The Future Lies in the Past
Armstrong describes the church of the early days of his faith after becoming a Christian:
Yet through the years, though this wonderful church formed me in the joy of the Lord that was my strength, I felt like we were missing something. As a stalwart outpost of the kingdom in a threatening world, our faith seemed somehow precarious. We stood, as we faced the world, on a foundation made from the words of our favorite Bible passages--our "canon within the Canon"--and the sermons of of our pastors and a roster of approved visiting evangelists. There was utterly no sense of the mystical massiveness of a church that had stood firmly for 2,000 years. No sense that our foundations stretched down through time. I didn't have a clue who John Wesley, Martin Luther, Bernard of Clairvaux, and Ignatius of Antioch were. I just knew that I felt like we were a part of a church that was in some ways powerful, but in other ways shallow and insecure in a threatening world that did not share our faith.
The church Armstrong describes sounds like almost any Evangelical church I've ever visited. I've complained for years that in spite of the fact that the church has 2,000 years of rich tradition behind it, most Christians are unaware of anything other than their current generation of believers. And many who do venture backwards can't seem to travel beyond the Reformation. But there's a full 2,000 years of that great cloud of witnesses that surrounds us.

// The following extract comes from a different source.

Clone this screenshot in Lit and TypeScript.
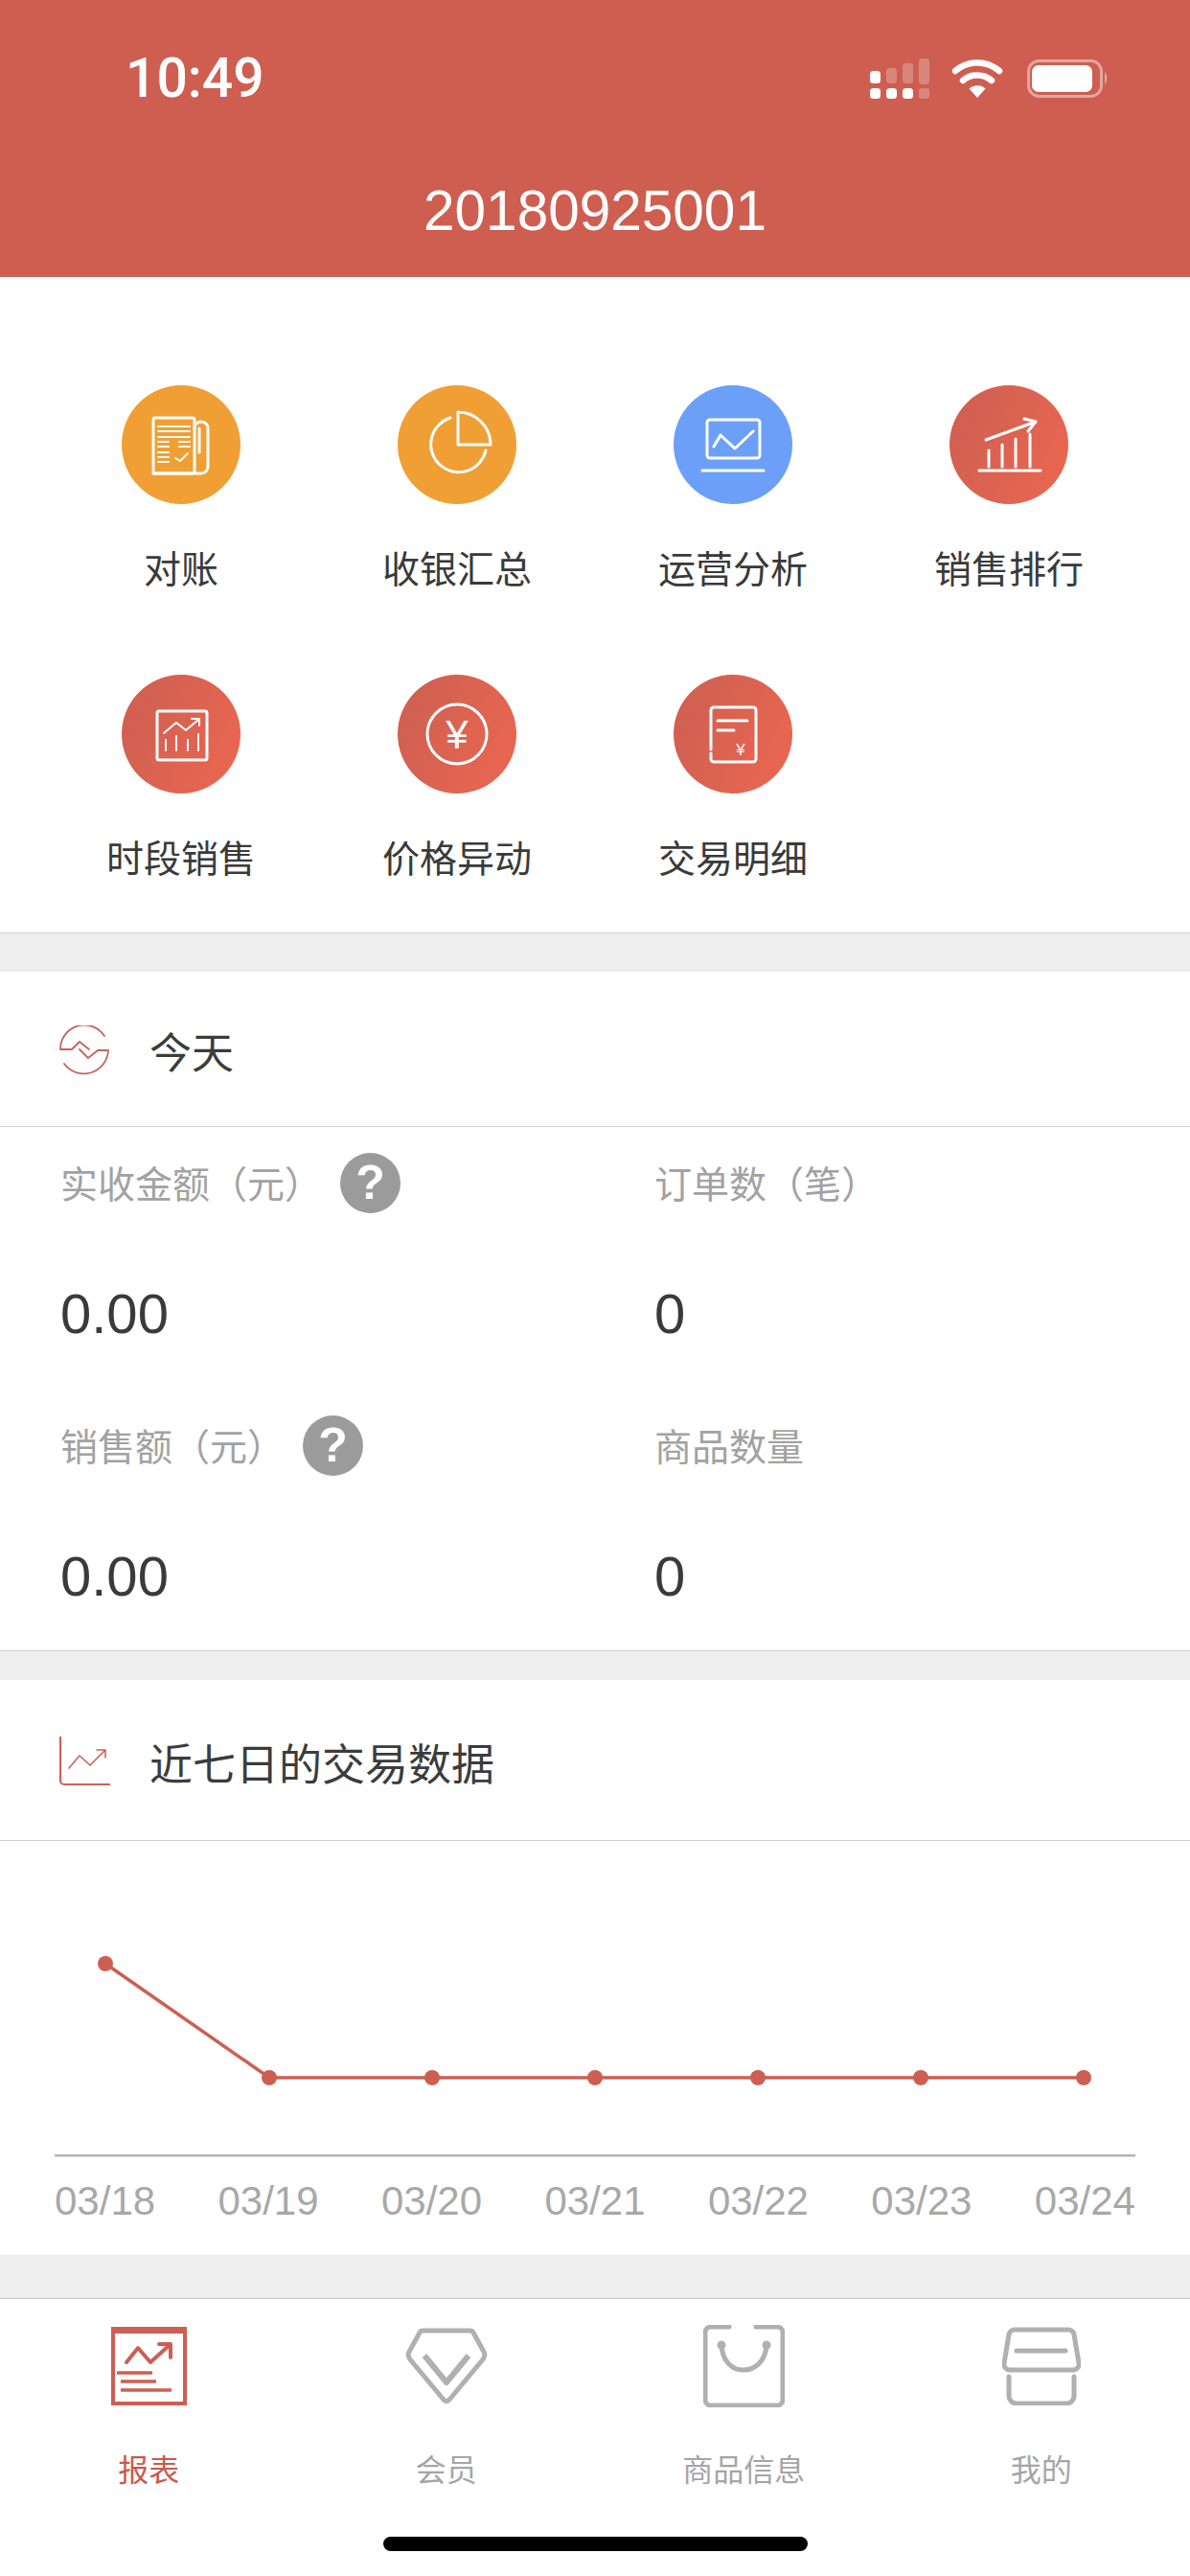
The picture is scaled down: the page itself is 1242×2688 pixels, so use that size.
import { LitElement, html, css, svg } from "lit";
import { customElement } from "lit/decorators.js";

const ICONS: Record<string, unknown> = {
  check: svg`
    <rect x="33" y="34" width="43" height="58" rx="2"/>
    <path d="M76 45a7 7 0 0 1 14 0V85a7 7 0 0 1-7 7H33M81 45V70"/>
    <path class="thin" d="M38 43H71M38 48H71M38 54H71M38 59H49M60 59H71M38 64H49M60 64H71M38 70H49M38 75H49M38 80H49M56 76L61 79L69 71"/>`,
  pie: svg`
    <path d="M55 34A29 29 0 1 0 92 68"/>
    <path d="M63 28V62H97A34 34 0 0 0 63 28Z"/>`,
  screen: svg`
    <rect x="35" y="36" width="55" height="40" rx="3"/>
    <path d="M42 64L49 52L64 66L83 48M30 89H94"/>`,
  bars: svg`
    <path d="M31 89H95M41 68V85M55 62V85M69 56V85M84 51V85M38 57L90 38M78 35L90 38L82 48"/>`,
  board: svg`
    <rect x="37" y="38" width="52" height="51" rx="2"/>
    <path class="thin" d="M44 61L57 50L67 58L80 47M73 46L81 46L81 53M46 68V79M57 64V79M69 68V79M80 62V79"/>`,
  yen: svg`
    <circle cx="62" cy="62" r="31"/>
    <text class="yen" x="62" y="77" font-size="42" text-anchor="middle">¥</text>`,
  receipt: svg`
    <path d="M39 78V37a3 3 0 0 1 3-3H83a3 3 0 0 1 3 3V88a3 3 0 0 1-3 3H42a3 3 0 0 1-3-3V82"/>
    <path d="M46 48H77M46 58H63"/>
    <text class="yen" x="70" y="84" font-size="17" text-anchor="middle">¥</text>`,
};

const MENU = [
  { label: "对账", color: "orange", icon: "check" },
  { label: "收银汇总", color: "orange", icon: "pie" },
  { label: "运营分析", color: "blue", icon: "screen" },
  { label: "销售排行", color: "red", icon: "bars" },
  { label: "时段销售", color: "red", icon: "board" },
  { label: "价格异动", color: "red", icon: "yen" },
  { label: "交易明细", color: "red", icon: "receipt" },
];

const STATS = [
  { label: "实收金额（元）", value: "0.00", help: true },
  { label: "订单数（笔）", value: "0", help: false },
  { label: "销售额（元）", value: "0.00", help: true },
  { label: "商品数量", value: "0", help: false },
];

const DAYS = ["03/18", "03/19", "03/20", "03/21", "03/22", "03/23", "03/24"];
const POINTS = [
  [110, 128],
  [281, 247],
  [451, 247],
  [621, 247],
  [791, 247],
  [961, 247],
  [1131, 247],
];

@customElement("app-root")
export class AppRoot extends LitElement {
  static styles = css`
    :host {
      display: block;
      width: 1242px;
      height: 2688px;
      overflow: hidden;
      background: #fff;
      font-family: "Liberation Sans", "Noto Sans CJK SC", sans-serif;
    }
    .header {
      box-sizing: border-box;
      height: 289px;
      background: #ce5e50;
      color: #fff;
      display: flex;
      flex-direction: column;
      padding-top: 52px;
    }
    .status {
      display: flex;
      justify-content: space-between;
      align-items: center;
      height: 60px;
      padding: 0 84px 0 131px;
    }
    .time {
      font-family: Roboto, "Liberation Sans", sans-serif;
      font-weight: 500;
      font-size: 57px;
      line-height: 60px;
    }
    .status svg {
      display: block;
    }
    .title {
      margin-top: 73px;
      text-align: center;
      font-size: 58.500px;
      line-height: 70px;
    }
    .menu {
      display: grid;
      grid-template-columns: repeat(4, 288px);
      row-gap: 84px;
      padding: 113px 45px 51px;
      border-bottom: 1px solid #d4d4d4;
    }
    .item {
      display: flex;
      flex-direction: column;
      align-items: center;
      gap: 44px;
    }
    .circle {
      width: 124px;
      height: 124px;
      border-radius: 50%;
      display: block;
    }
    .orange {
      background: #f09f35;
    }
    .blue {
      background: #6ca0f8;
    }
    .red {
      background: linear-gradient(115deg, #cc5f52, #ec6750);
    }
    .circle path,
    .circle rect,
    .circle circle {
      fill: none;
      stroke: #fff;
      stroke-width: 3;
      stroke-linecap: round;
      stroke-linejoin: round;
    }
    .circle .thin {
      stroke-width: 2;
    }
    .circle .yen {
      fill: #fff;
      font-family: "Liberation Sans", sans-serif;
    }
    .item-label {
      font-size: 39px;
      line-height: 50px;
      color: #3a3a3a;
    }
    .gap {
      background: #eeeeee;
    }
    .gap-a {
      height: 40px;
    }
    .gap-b {
      height: 30px;
    }
    .gap-c {
      height: 45px;
      border-bottom: 1px solid #c4c4c4;
    }
    .head {
      box-sizing: border-box;
      display: flex;
      align-items: center;
      gap: 42px;
      padding: 3px 0 0 62px;
      border-bottom: 1px solid #cfcfcf;
      font-size: 44px;
      color: #3c3c3c;
    }
    .head svg {
      fill: none;
      stroke: #c9625a;
      stroke-linecap: round;
      stroke-linejoin: round;
      flex: none;
    }
    .head-today {
      height: 162px;
    }
    .head-week {
      height: 168px;
      font-size: 45px;
      gap: 41px;
    }
    .stats {
      display: grid;
      grid-template-columns: 620px 1fr;
      row-gap: 77px;
      padding: 28px 0 47px 63px;
      border-bottom: 1px solid #cfcfcf;
    }
    .stat {
      display: flex;
      flex-direction: column;
      gap: 77px;
    }
    .stat-label {
      display: flex;
      align-items: center;
      gap: 19px;
      height: 60px;
      font-size: 39px;
      color: #a2a2a2;
    }
    .stat-text {
      padding-bottom: 3px;
    }
    .help {
      width: 63px;
      height: 63px;
      border-radius: 50%;
      background: #9b9b9b;
      color: #fff;
      font-weight: 700;
      font-size: 50px;
      line-height: 63px;
      text-align: center;
    }
    .stat-value {
      height: 60px;
      line-height: 60px;
      font-size: 58px;
      color: #3a3a3a;
    }
    .chart {
      padding-bottom: 31px;
    }
    .chart svg {
      display: block;
    }
    .days {
      display: flex;
      justify-content: space-between;
      margin-top: 20px;
      padding: 0 57px;
      font-size: 42px;
      line-height: 50px;
      color: #a8a8a8;
    }
    .tabs {
      display: flex;
      padding-top: 25px;
    }
    .tab {
      flex: 1;
      display: flex;
      flex-direction: column;
      align-items: center;
      gap: 42px;
      font-size: 32px;
      line-height: 44px;
      color: #a5a5a5;
    }
    .tab.on {
      color: #c9594c;
    }
    .tab-icon {
      height: 90px;
      display: flex;
      align-items: center;
    }
    .tab-icon svg {
      display: block;
      fill: none;
      stroke: #b0b0b0;
      stroke-linecap: round;
      stroke-linejoin: round;
      stroke-width: 5;
    }
    .tab.on svg {
      stroke: #cd5f52;
    }
    .tab-icon .dot {
      fill: #b0b0b0;
      stroke: none;
    }
    .home {
      width: 443px;
      height: 15px;
      margin: 47px auto 0;
      border-radius: 8px;
      background: #000;
    }
  `;

  private statusIcons() {
    return html`<svg width="250" height="42" viewBox="908 61 250 42">
      <g fill="#fff">
        <rect x="908" y="74" width="11" height="13" rx="3.5" />
        <rect x="908" y="92" width="11" height="11" rx="3.5" />
        <rect x="925" y="92" width="11" height="11" rx="3.5" />
        <rect x="942" y="92" width="11" height="11" rx="3.5" />
      </g>
      <g fill="#fff" opacity="0.25">
        <rect x="925" y="71" width="11" height="16" rx="3.5" />
        <rect x="942" y="66" width="11" height="21" rx="3.5" />
        <rect x="959" y="61" width="11" height="27" rx="3.5" />
        <rect x="959" y="92" width="11" height="11" rx="3" />
      </g>
      <path
        d="M997 74A35 35 0 0 1 1043 74M1005 84A23 23 0 0 1 1035 84"
        fill="none"
        stroke="#fff"
        stroke-width="6.5"
        stroke-linecap="round"
      />
      <path d="M1011.500 92.500A13 13 0 0 1 1028.500 92.500L1020 102Z" fill="#fff" />
      <rect x="1073.500" y="63.500" width="76" height="37" rx="11" fill="none" stroke="#fff" stroke-opacity="0.45" stroke-width="3" />
      <rect x="1077" y="68" width="63" height="28" rx="7" fill="#fff" />
      <path d="M1153 75Q1158 81 1153 88Z" fill="#fff" fill-opacity="0.45" />
    </svg>`;
  }

  private menu() {
    return html`<div class="menu">
      ${MENU.map(
        (m) => html`<div class="item">
          <svg class="circle ${m.color}" viewBox="0 0 124 124">${ICONS[m.icon]}</svg>
          <span class="item-label">${m.label}</span>
        </div>`
      )}
    </div>`;
  }

  private stats() {
    return html`<div class="stats">
      ${STATS.map(
        (s) => html`<div class="stat">
          <div class="stat-label">
            <span class="stat-text">${s.label}</span>
            ${s.help ? html`<span class="help">?</span>` : null}
          </div>
          <div class="stat-value">${s.value}</div>
        </div>`
      )}
    </div>`;
  }

  private chart() {
    const line = POINTS.map((p) => p.join(",")).join(" ");
    return html`<div class="chart">
      <svg width="1242" height="331" viewBox="0 0 1242 331">
        <polyline points=${line} fill="none" stroke="#cd5f52" stroke-width="3.500" />
        ${POINTS.map((p) => svg`<circle cx=${p[0]} cy=${p[1]} r="8" fill="#cd5f52" />`)}
        <rect x="57" y="327" width="1128" height="2.500" fill="#b4b4b4" />
      </svg>
      <div class="days">${DAYS.map((d) => html`<span>${d}</span>`)}</div>
    </div>`;
  }

  private tabs() {
    return html`<div class="tabs">
      <div class="tab on">
        <div class="tab-icon">
          <svg width="79" height="82" viewBox="0 0 79 82">
            <path d="M2 2H77V80H2Z" stroke-width="4" stroke-linejoin="miter" />
            <path d="M2 4H77" stroke-width="6" stroke-linecap="butt" />
            <path d="M16 37L28 22L41 37L62 18M50 18H62V32" stroke-width="4" />
            <path d="M6 48H43M10 57H47M10 66H63" stroke-width="3.500" stroke-linecap="butt" />
          </svg>
        </div>
        <span>报表</span>
      </div>
      <div class="tab">
        <div class="tab-icon">
          <svg width="86" height="80" viewBox="0 0 86 80">
            <path d="M18 3H68Q70 3 71 5L82 25Q84 29 81 33L46 75Q43 78 40 75L5 33Q2 29 4 25L15 5Q16 3 18 3Z" />
            <path d="M20 29L43 57L66 29" stroke-width="6" stroke-linecap="butt" />
          </svg>
        </div>
        <span>会员</span>
      </div>
      <div class="tab">
        <div class="tab-icon">
          <svg width="85" height="86" viewBox="0 0 85 86">
            <path d="M27 2H8a6 6 0 0 0-6 6V78a6 6 0 0 0 6 6H77a6 6 0 0 0 6-6V8a6 6 0 0 0-6-6H55" />
            <path d="M19 21C20 38 30 47 42 47C54 47 65 38 66 21" />
            <circle class="dot" cx="19" cy="21" r="4.500" />
            <circle class="dot" cx="66" cy="21" r="4.500" />
          </svg>
        </div>
        <span>商品信息</span>
      </div>
      <div class="tab">
        <div class="tab-icon">
          <svg width="82" height="82" viewBox="0 0 82 82">
            <path d="M13 3H69a6 6 0 0 1 6 5L80 38a6 6 0 0 1-6 7H8a6 6 0 0 1-6-7L7 8a6 6 0 0 1 6-5Z" />
            <path d="M15 25H66" stroke-width="5" />
            <path d="M7 52V72a8 8 0 0 0 8 8H67a8 8 0 0 0 8-8V52" />
          </svg>
        </div>
        <span>我的</span>
      </div>
    </div>`;
  }

  render() {
    return html`
      <div class="header">
        <div class="status">
          <span class="time">10:49</span>
          ${this.statusIcons()}
        </div>
        <div class="title">20180925001</div>
      </div>
      ${this.menu()}
      <div class="gap gap-a"></div>
      <div class="head head-today">
        <svg width="52" height="52" viewBox="0 0 52 52" stroke-width="1.800">
          <path d="M1 25A25 25 0 0 1 47 11M1 25H13L21 17L31 25M51 26H40L30 34L21 25M51 26A25.500 25.500 0 0 1 5 40" />
        </svg>
        <span>今天</span>
      </div>
      ${this.stats()}
      <div class="gap gap-b"></div>
      <div class="head head-week">
        <svg width="53" height="52" viewBox="0 0 53 52" stroke-width="2">
          <path d="M1 1V46a4 4 0 0 0 4 4H52" stroke-width="2.200" />
          <path d="M10 33L21 20L32 30L48 14M39 14H48V22" stroke-width="1.600" />
        </svg>
        <span>近七日的交易数据</span>
      </div>
      ${this.chart()}
      <div class="gap gap-c"></div>
      ${this.tabs()}
      <div class="home"></div>
    `;
  }
}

Rather than continually seeking after the NBT (Next Big Thing), we should reach back to the Bible and to our rich heritage. I once read that Thom Oden said he hoped in his life to offer nothing new to Christianity. Not only do I hope the same for myself, but frankly I'm tired of being bombarded with the supposed newness of one NBT after another in the church. We strive after spiritual junk food to sustain us, neglecting the substance of Scripture, heritage, and tradition.
In the article, Armstrong continues:
I now see that my early sense of the church's insecurity stemmed from what J. I. Packer has called evangelicalism's "stunted ecclesiology," rooted in our alienation from our past. Without a healthy engagement with our past, including historical definitions of "church," we are being true neither to Scripture nor to our theological identity as the church. Though Packer doesn't put it this way, it is easy to see ways in which their stunted ecclesiology has led evangelicals to allow the world to shape the church.
The recent growth of this trend, especially among the young, suggests that evangelicals are still struggling with an identity crisis. Many 20- and 30- something evangelicals are uneasy and alienated in mall-like church environments; high energy, entertainment-oriented worship; and boomer-era ministry strategies and structures modeled on the business world. Increasingly they are asking just how these culturally camouflaged churches can help them rise above the values of the consumerist world around them.
I grew up in Louisiana where Baptist churches like mine wanted so much to separate themselves from the Catholics that we didn't even include crosses on our churches. Yet in rejecting tradition in all forms, we've thrown out the spiritual baby with the bathwater. Our churches try to replace tradition with one new program after another, but we're so afraid of tradition that we cannot even stay with one program for long. We follow trends and seek after the NBT's of the contemporary "Christian" culture, but I'm more than ever convinced that for all the programs we've involved ourselves in and for all the activities we pursued under the guise of discipleship, we haven't moved anywhere nearer to the image of Christ.
Let us stop seeking the new and rediscover the "faith which was once delivered unto the saints."